For truly affordable health care, embrace single-payer

By John M. Rice
Pittsburgh Post-Gazette, Letters, Jan. 11, 2017

Two recent articles, “House Republicans Work to Dismantle ACA” (Jan. 5) and “Uncertainty Over the Future of Obamacare May Drive Insurers Away” (Jan. 3), have generated responses from people rightfully concerned about what the future holds for their prospects of getting or keeping “affordable” health care.

Concerns aren’t only with those covered by the ACA. Others like myself who have employer-provided health insurance are also facing uncertainties about their health insurance with increases in premiums outpacing earnings and inflation and deductibles rising faster than premiums (from JAMA).

Fortunately, there is a solution for everyone that is already supported by 58 percent of Americans: Move to a single-payer plan. Rep.

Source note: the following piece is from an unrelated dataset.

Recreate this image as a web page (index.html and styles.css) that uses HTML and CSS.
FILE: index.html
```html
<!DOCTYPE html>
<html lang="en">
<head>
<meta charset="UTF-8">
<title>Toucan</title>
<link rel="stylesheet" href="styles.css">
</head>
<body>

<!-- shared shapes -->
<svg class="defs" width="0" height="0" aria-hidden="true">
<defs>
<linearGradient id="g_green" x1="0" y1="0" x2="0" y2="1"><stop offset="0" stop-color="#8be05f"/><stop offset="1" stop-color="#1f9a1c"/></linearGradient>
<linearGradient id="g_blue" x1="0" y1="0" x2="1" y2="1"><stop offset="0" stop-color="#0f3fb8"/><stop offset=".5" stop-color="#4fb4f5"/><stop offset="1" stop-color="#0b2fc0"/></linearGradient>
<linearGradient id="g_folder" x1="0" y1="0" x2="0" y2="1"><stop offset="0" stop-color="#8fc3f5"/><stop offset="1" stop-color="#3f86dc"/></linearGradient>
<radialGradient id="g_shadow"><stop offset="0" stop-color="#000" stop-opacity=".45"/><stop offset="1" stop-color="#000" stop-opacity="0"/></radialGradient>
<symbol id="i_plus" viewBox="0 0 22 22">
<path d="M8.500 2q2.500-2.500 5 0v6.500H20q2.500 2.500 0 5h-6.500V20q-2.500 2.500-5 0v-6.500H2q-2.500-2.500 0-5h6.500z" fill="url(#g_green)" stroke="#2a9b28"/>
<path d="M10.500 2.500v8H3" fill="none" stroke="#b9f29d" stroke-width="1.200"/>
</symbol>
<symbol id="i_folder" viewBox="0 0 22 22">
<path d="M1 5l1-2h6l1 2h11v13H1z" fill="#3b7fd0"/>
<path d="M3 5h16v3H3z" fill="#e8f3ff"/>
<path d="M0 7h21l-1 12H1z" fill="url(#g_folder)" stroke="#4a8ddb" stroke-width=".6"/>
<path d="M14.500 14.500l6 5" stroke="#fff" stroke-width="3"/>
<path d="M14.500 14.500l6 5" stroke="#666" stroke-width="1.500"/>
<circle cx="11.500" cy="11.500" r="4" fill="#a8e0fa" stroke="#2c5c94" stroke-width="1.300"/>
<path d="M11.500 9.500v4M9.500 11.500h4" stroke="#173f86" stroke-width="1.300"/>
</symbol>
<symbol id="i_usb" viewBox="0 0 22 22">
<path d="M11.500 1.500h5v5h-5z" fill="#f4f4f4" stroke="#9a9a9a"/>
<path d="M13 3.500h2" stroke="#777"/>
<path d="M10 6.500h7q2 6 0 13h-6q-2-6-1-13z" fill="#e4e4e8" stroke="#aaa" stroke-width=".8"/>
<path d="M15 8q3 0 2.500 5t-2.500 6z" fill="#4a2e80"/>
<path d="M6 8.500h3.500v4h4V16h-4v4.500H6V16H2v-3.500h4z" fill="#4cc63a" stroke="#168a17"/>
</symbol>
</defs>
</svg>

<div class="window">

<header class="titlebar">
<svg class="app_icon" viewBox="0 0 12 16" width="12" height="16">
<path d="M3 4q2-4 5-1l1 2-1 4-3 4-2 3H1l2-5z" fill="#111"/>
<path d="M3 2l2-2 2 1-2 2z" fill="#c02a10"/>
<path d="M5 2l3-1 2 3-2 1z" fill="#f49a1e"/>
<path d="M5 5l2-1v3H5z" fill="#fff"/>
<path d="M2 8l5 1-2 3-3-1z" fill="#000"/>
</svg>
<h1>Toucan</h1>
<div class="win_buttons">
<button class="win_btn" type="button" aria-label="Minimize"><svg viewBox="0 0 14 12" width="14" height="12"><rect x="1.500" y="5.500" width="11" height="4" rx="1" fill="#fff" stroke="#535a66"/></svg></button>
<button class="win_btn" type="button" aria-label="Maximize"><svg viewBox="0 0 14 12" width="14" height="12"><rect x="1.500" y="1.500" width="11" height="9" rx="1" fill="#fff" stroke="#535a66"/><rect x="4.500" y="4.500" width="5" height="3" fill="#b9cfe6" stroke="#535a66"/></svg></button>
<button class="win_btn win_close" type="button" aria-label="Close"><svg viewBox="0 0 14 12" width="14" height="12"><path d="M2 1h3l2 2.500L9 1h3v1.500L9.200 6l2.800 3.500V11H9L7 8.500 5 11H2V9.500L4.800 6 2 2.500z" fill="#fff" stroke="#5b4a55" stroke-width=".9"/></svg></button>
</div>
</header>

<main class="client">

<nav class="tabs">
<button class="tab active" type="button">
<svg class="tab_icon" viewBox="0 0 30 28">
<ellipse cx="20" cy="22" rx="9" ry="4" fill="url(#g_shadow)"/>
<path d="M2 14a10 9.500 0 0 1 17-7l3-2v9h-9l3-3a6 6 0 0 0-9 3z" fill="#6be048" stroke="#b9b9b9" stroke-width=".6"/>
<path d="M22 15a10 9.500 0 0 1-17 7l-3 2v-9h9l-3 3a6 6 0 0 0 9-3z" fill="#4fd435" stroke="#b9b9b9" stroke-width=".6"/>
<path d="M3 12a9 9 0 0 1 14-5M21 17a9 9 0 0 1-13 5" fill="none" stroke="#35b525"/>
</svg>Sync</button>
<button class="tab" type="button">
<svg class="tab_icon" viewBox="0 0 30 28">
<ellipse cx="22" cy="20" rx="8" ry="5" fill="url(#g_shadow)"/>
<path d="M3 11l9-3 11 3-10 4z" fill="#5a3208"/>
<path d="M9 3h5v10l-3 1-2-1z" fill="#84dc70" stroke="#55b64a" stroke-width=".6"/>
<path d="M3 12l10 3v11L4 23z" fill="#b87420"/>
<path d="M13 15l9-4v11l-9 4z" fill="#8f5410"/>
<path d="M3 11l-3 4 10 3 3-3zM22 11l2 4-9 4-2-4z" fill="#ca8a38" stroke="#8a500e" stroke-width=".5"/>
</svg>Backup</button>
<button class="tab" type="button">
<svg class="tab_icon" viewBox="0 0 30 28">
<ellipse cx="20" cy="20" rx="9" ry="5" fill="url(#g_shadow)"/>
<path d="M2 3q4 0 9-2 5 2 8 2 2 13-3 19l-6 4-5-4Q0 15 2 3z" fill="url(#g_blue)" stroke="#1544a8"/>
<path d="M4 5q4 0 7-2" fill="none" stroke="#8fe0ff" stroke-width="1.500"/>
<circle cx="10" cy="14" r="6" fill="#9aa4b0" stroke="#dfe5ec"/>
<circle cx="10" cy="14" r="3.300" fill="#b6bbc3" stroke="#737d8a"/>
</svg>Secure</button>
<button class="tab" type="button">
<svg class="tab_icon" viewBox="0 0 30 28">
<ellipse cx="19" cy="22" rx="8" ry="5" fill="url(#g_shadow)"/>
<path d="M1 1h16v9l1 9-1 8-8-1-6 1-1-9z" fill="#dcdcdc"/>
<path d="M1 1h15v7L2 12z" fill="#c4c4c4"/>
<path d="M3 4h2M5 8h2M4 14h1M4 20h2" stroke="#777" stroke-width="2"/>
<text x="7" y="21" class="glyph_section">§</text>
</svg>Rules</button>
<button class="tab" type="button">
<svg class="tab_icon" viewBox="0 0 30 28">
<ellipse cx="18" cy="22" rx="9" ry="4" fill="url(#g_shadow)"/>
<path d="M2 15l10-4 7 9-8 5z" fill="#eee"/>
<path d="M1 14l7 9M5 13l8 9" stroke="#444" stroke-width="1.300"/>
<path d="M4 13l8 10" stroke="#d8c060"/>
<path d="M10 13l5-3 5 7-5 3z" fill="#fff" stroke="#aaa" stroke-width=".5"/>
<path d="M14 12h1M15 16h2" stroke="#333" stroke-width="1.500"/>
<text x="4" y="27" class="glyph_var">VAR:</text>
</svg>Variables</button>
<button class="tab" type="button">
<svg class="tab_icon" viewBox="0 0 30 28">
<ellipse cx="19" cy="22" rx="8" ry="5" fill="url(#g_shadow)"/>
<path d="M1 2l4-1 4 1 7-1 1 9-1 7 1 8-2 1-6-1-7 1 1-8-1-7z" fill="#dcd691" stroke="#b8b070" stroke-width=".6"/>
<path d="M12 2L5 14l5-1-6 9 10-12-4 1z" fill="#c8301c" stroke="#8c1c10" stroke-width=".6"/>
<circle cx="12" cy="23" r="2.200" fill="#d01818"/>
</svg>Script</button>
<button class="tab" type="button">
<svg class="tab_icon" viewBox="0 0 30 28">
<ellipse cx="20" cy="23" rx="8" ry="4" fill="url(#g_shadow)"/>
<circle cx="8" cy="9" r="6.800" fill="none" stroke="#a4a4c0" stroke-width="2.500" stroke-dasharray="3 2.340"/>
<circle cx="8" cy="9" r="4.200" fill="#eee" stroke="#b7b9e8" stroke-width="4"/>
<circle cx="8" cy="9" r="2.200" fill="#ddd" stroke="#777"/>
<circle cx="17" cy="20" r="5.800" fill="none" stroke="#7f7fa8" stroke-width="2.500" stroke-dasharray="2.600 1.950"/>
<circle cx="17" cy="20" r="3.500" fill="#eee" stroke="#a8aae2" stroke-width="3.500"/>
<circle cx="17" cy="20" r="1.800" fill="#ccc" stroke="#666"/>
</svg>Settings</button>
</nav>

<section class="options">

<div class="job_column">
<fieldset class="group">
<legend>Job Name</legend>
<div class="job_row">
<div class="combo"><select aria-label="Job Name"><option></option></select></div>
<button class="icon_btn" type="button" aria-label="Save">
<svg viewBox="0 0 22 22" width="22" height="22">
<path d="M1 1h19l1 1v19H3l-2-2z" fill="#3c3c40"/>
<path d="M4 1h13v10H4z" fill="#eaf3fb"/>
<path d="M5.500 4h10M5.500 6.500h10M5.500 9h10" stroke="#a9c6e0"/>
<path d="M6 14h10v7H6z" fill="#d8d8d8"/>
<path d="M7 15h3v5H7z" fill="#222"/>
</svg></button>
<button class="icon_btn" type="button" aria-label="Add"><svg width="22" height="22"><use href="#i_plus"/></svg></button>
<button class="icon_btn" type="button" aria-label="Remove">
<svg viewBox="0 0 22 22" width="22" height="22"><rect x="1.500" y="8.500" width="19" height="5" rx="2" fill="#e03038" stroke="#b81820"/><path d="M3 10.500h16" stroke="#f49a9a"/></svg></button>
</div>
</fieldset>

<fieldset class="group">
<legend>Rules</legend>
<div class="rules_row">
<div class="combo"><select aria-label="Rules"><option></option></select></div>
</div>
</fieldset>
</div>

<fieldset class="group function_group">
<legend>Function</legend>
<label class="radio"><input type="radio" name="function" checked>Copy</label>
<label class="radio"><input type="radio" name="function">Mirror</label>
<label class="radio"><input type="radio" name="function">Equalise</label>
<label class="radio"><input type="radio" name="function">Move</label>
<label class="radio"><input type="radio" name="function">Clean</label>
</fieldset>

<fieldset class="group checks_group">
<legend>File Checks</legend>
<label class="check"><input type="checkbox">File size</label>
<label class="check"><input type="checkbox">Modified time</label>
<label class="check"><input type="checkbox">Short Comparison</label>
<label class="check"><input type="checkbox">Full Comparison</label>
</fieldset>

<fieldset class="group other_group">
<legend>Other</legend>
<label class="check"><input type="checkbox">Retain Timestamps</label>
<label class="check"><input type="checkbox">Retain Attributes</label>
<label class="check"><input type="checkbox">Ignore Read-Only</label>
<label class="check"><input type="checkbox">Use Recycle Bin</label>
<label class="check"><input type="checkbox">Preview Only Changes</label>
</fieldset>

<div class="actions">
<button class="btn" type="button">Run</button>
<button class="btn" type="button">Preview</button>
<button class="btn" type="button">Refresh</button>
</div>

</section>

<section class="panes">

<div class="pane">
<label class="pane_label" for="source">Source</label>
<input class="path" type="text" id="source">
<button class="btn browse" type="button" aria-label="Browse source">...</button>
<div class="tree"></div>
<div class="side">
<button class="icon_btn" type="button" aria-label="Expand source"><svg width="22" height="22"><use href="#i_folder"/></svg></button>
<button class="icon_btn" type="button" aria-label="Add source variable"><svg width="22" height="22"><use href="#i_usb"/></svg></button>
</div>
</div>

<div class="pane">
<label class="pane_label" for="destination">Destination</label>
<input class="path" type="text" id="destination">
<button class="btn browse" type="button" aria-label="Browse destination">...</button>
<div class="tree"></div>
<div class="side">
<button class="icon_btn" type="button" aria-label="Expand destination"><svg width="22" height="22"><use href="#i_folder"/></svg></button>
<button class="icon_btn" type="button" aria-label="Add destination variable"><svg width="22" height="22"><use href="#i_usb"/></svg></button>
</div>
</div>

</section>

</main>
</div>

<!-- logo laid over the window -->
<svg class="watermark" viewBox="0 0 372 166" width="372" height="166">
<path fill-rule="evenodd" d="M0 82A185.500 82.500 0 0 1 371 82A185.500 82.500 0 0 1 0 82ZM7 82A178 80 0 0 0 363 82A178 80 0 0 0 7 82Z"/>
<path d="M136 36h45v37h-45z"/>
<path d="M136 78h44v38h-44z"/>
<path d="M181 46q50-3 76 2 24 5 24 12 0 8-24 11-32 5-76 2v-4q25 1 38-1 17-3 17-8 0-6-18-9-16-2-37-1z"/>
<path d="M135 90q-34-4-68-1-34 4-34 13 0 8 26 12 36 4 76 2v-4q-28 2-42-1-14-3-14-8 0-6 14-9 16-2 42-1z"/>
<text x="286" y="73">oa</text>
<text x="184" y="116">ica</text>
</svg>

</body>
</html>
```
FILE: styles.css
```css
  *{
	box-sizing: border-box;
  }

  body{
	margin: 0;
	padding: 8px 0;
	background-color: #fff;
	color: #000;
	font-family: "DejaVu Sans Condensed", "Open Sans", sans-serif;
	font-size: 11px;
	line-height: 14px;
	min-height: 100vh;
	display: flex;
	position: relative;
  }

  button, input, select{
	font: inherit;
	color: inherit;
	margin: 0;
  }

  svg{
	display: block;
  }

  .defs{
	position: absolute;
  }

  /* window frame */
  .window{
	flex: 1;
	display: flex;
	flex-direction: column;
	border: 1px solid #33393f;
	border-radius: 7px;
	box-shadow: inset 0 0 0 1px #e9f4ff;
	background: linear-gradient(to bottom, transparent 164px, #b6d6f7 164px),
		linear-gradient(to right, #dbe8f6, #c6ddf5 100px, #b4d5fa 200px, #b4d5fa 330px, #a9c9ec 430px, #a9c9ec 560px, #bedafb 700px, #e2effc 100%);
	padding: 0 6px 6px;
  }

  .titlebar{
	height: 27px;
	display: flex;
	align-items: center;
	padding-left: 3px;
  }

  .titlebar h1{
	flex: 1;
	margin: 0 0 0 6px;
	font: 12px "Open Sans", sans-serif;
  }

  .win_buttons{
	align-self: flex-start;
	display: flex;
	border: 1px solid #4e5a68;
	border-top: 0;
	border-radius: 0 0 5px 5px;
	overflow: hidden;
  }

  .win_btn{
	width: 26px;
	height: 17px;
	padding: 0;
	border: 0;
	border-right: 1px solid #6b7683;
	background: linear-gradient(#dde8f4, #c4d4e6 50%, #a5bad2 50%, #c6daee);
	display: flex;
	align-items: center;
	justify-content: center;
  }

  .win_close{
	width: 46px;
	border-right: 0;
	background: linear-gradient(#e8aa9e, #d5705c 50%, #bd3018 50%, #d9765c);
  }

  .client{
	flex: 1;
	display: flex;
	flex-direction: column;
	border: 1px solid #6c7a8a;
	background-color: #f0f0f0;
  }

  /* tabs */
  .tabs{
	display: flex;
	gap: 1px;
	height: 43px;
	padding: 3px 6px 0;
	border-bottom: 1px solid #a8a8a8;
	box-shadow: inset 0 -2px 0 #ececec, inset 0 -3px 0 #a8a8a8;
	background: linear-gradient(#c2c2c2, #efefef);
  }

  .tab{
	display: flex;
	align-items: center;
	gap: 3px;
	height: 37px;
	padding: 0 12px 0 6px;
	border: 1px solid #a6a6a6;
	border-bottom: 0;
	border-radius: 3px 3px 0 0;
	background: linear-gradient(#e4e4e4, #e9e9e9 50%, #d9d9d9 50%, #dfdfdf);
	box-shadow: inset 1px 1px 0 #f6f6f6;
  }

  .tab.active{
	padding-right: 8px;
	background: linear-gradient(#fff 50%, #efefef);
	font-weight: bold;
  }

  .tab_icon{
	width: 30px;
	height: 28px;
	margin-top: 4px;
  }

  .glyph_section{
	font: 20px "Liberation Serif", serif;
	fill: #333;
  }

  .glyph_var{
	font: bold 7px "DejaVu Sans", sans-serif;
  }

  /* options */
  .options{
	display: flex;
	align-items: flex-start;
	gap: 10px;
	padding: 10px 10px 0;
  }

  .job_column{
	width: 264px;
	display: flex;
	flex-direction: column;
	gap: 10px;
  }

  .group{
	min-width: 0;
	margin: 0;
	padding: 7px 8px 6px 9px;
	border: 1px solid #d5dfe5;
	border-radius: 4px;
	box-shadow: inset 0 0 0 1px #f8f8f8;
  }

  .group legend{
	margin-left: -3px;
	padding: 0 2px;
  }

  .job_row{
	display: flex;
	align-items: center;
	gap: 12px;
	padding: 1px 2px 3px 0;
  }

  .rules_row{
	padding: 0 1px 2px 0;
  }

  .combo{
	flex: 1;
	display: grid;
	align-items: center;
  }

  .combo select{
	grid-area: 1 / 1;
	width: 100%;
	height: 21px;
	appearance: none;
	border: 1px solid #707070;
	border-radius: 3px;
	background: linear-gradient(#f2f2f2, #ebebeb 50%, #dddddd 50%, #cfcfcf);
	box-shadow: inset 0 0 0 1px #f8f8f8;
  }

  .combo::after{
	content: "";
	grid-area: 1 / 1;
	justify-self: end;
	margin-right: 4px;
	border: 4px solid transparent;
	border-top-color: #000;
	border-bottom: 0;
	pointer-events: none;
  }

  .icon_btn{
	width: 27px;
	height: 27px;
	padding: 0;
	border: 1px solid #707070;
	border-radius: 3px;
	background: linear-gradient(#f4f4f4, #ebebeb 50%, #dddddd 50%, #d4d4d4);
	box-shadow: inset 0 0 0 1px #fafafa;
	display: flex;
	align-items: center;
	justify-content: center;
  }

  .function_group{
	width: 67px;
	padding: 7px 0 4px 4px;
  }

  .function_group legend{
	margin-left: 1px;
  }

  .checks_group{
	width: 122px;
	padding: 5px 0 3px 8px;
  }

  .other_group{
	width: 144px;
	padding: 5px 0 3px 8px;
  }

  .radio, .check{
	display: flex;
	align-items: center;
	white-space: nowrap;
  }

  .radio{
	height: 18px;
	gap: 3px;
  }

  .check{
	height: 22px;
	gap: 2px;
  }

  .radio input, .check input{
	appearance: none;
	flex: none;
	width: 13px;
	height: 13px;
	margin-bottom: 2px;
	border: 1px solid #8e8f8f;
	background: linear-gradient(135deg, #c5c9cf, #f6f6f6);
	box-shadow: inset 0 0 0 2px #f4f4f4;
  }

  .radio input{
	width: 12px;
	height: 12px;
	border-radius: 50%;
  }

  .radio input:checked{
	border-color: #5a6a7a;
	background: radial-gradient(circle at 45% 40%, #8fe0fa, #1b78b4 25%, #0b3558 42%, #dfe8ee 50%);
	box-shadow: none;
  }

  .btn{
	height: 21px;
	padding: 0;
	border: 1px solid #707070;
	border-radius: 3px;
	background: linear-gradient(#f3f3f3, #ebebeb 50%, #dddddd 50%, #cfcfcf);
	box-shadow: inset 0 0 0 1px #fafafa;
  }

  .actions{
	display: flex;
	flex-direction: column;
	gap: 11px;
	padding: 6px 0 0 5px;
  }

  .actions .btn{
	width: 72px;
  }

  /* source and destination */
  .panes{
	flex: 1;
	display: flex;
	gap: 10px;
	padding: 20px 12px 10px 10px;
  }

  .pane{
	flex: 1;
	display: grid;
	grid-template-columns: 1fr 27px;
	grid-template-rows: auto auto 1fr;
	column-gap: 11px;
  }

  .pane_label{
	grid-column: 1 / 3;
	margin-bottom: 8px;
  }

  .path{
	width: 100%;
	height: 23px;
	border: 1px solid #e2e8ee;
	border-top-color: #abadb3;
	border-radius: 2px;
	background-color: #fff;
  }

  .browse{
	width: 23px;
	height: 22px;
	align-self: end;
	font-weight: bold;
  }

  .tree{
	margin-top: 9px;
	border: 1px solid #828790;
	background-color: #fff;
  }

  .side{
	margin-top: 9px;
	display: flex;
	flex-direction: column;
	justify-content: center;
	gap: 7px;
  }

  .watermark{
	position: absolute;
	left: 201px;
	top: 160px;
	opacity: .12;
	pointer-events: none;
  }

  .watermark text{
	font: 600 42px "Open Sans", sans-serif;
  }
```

John Conyers’ bill — HR 676, Expanded and Improved Medicare for All — can get the U.S. on par with most other industrialized nations and provide health care to all citizens regardless of their employment, income or status of their health.

One can easily Google and read the complete text of HR 676. At only 30 pages, the benefits are easily understood. Every American would be covered; no one would be excluded. This creates the largest and most efficient risk pool by spreading the costs for care over the entire population. All medically necessary care would be funded through the single payer, including doctor visits, hospital care, prescriptions, mental health services, nursing home care, rehab, home care, eye care and dental care. There would be no fees for any service at the point of delivery. No surprise medical bills, no co-pays, co-insurance or deductibles. Funding would come from the 60 percent of health care costs that are currently publicly funded, payroll taxes on employers and income taxes on individuals. Most people’s taxes would be lower than what they currently pay for health insurance. Administrative costs present in our fragmented system would be reduced for physician offices, hospitals and businesses providing health insurance coverage to their employees.

It wouldn’t take long to read the bill and a lot of other information on how single payer would work (see the Physicians for a National Health Program,, and the Western Pennsylvania Coalition for Single-Payer Healthcare, Decide for yourself if it makes sense. If that is the case, contact your congressman and let him know how you feel. We’re about to take a step backward when we can, and should, do better.

The writer is a filmmaker at work on a film in support of single-payer healthcare. He resides in Mt. Lebanon.